● Written problem:
In your copy, repeat the records exactly and leave out the pictures.

------------------------------------------------

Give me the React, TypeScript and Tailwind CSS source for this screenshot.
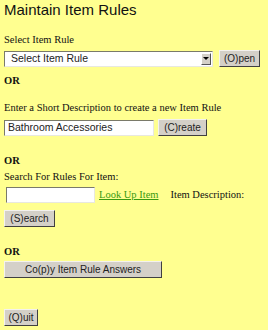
import React from "react";

const serif = { fontFamily: '"Liberation Serif", serif' };

function Btn({ children, w }: { children: React.ReactNode; w: string }) {
  return (
    <div
      className={`${w} h-[17px] bg-[#d4d0c8] border border-t-[#f4f2ee] border-l-[#f4f2ee] border-r-[#404040] border-b-[#404040] flex items-center justify-center text-[10px] text-[#222] font-['Liberation_Sans',sans-serif] leading-none`}
    >
      {children}
    </div>
  );
}

function Field({ w, children }: { w: string; children?: React.ReactNode }) {
  return (
    <div
      className={`${w} h-[16px] bg-white border border-t-[#7a7a6a] border-l-[#7a7a6a] border-r-[#e8e8e0] border-b-[#e8e8e0] flex items-center pl-[3px] text-[10.5px] text-[#222] font-['Liberation_Sans',sans-serif] leading-none`}
    >
      {children}
    </div>
  );
}

export default function App() {
  return (
    <div className="w-[268px] h-[330px] bg-[#ffff90] pl-[4px] text-[#111] overflow-hidden">
      <div className="pt-[2px] h-[20px] text-[15px] leading-[16px] font-['Liberation_Sans',sans-serif] text-[#111]">
        Maintain Item Rules
      </div>
      <div style={serif} className="mt-[14px] text-[10.5px] leading-[12px]">
        Select Item Rule
      </div>
      <div className="mt-[4px] flex items-center gap-[6px]">
        <div className="w-[209px] h-[16px] bg-white border border-t-[#7a7a6a] border-l-[#7a7a6a] border-r-[#e8e8e0] border-b-[#e8e8e0] flex items-center justify-between pl-[6px] pr-[1px] text-[10.5px] text-[#222] font-['Liberation_Sans',sans-serif] leading-none">
          <span>Select Item Rule</span>
          <div className="w-[10px] h-[12px] bg-[#d4d0c8] border border-t-white border-l-white border-r-[#555] border-b-[#555] flex items-center justify-center">
            <svg width="6" height="4" viewBox="0 0 6 4"><path d="M0 0h6L3 3z" fill="#000" /></svg>
          </div>
        </div>
        <Btn w="w-[41px]">(O)pen</Btn>
      </div>
      <div style={serif} className="mt-[8px] text-[10.5px] leading-[12px] font-bold">
        OR
      </div>
      <div style={serif} className="mt-[15px] text-[10.5px] leading-[12px]">
        Enter a Short Description to create a new Item Rule
      </div>
      <div className="mt-[5px] flex items-center gap-[4px]">
        <Field w="w-[150px]">Bathroom Accessories</Field>
        <Btn w="w-[49px]">(C)reate</Btn>
      </div>
      <div style={serif} className="mt-[19px] text-[10.5px] leading-[12px] font-bold">
        OR
      </div>
      <div style={serif} className="mt-[4px] text-[10.5px] leading-[12px]">
        Search For Rules For Item:
      </div>
      <div className="mt-[4px] flex items-center pl-[2px]">
        <Field w="w-[89px]" />
        <span style={serif} className="ml-[4px] text-[10.5px] text-[#3a9a10] underline">
          Look Up Item
        </span>
        <span style={serif} className="ml-[12px] text-[10.5px]">
          Item Description:
        </span>
      </div>
      <div className="mt-[7px]">
        <Btn w="w-[51px]">(S)earch</Btn>
      </div>
      <div style={serif} className="mt-[19px] text-[10.5px] leading-[12px] font-bold">
        OR
      </div>
      <div className="mt-[3px]">
        <Btn w="w-[158px]">Co(p)y Item Rule Answers</Btn>
      </div>
      <div className="mt-[31px]">
        <Btn w="w-[34px]">(Q)uit</Btn>
      </div>
    </div>
  );
}
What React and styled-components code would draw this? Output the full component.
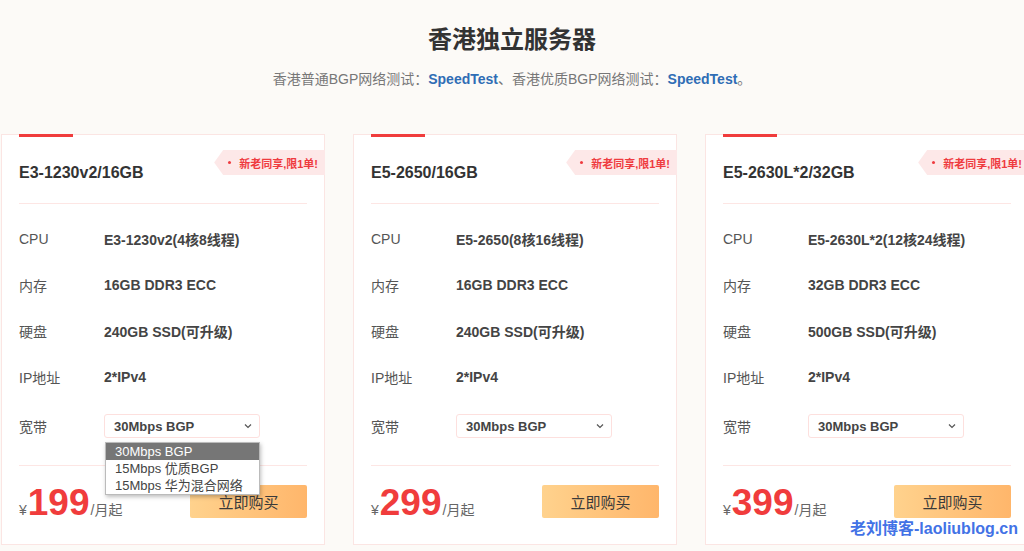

------------------------------------------------

● Response to this exercise:
Give me the React, TypeScript and Tailwind CSS source for this screenshot.
import React from "react";

const serif = { fontFamily: '"Liberation Serif", serif' };

function Btn({ children, w }: { children: React.ReactNode; w: string }) {
  return (
    <div
      className={`${w} h-[17px] bg-[#d4d0c8] border border-t-[#f4f2ee] border-l-[#f4f2ee] border-r-[#404040] border-b-[#404040] flex items-center justify-center text-[10px] text-[#222] font-['Liberation_Sans',sans-serif] leading-none`}
    >
      {children}
    </div>
  );
}

function Field({ w, children }: { w: string; children?: React.ReactNode }) {
  return (
    <div
      className={`${w} h-[16px] bg-white border border-t-[#7a7a6a] border-l-[#7a7a6a] border-r-[#e8e8e0] border-b-[#e8e8e0] flex items-center pl-[3px] text-[10.5px] text-[#222] font-['Liberation_Sans',sans-serif] leading-none`}
    >
      {children}
    </div>
  );
}

export default function App() {
  return (
    <div className="w-[268px] h-[330px] bg-[#ffff90] pl-[4px] text-[#111] overflow-hidden">
      <div className="pt-[2px] h-[20px] text-[15px] leading-[16px] font-['Liberation_Sans',sans-serif] text-[#111]">
        Maintain Item Rules
      </div>
      <div style={serif} className="mt-[14px] text-[10.5px] leading-[12px]">
        Select Item Rule
      </div>
      <div className="mt-[4px] flex items-center gap-[6px]">
        <div className="w-[209px] h-[16px] bg-white border border-t-[#7a7a6a] border-l-[#7a7a6a] border-r-[#e8e8e0] border-b-[#e8e8e0] flex items-center justify-between pl-[6px] pr-[1px] text-[10.5px] text-[#222] font-['Liberation_Sans',sans-serif] leading-none">
          <span>Select Item Rule</span>
          <div className="w-[10px] h-[12px] bg-[#d4d0c8] border border-t-white border-l-white border-r-[#555] border-b-[#555] flex items-center justify-center">
            <svg width="6" height="4" viewBox="0 0 6 4"><path d="M0 0h6L3 3z" fill="#000" /></svg>
          </div>
        </div>
        <Btn w="w-[41px]">(O)pen</Btn>
      </div>
      <div style={serif} className="mt-[8px] text-[10.5px] leading-[12px] font-bold">
        OR
      </div>
      <div style={serif} className="mt-[15px] text-[10.5px] leading-[12px]">
        Enter a Short Description to create a new Item Rule
      </div>
      <div className="mt-[5px] flex items-center gap-[4px]">
        <Field w="w-[150px]">Bathroom Accessories</Field>
        <Btn w="w-[49px]">(C)reate</Btn>
      </div>
      <div style={serif} className="mt-[19px] text-[10.5px] leading-[12px] font-bold">
        OR
      </div>
      <div style={serif} className="mt-[4px] text-[10.5px] leading-[12px]">
        Search For Rules For Item:
      </div>
      <div className="mt-[4px] flex items-center pl-[2px]">
        <Field w="w-[89px]" />
        <span style={serif} className="ml-[4px] text-[10.5px] text-[#3a9a10] underline">
          Look Up Item
        </span>
        <span style={serif} className="ml-[12px] text-[10.5px]">
          Item Description:
        </span>
      </div>
      <div className="mt-[7px]">
        <Btn w="w-[51px]">(S)earch</Btn>
      </div>
      <div style={serif} className="mt-[19px] text-[10.5px] leading-[12px] font-bold">
        OR
      </div>
      <div className="mt-[3px]">
        <Btn w="w-[158px]">Co(p)y Item Rule Answers</Btn>
      </div>
      <div className="mt-[31px]">
        <Btn w="w-[34px]">(Q)uit</Btn>
      </div>
    </div>
  );
}
What React and styled-components code would draw this? Output the full component.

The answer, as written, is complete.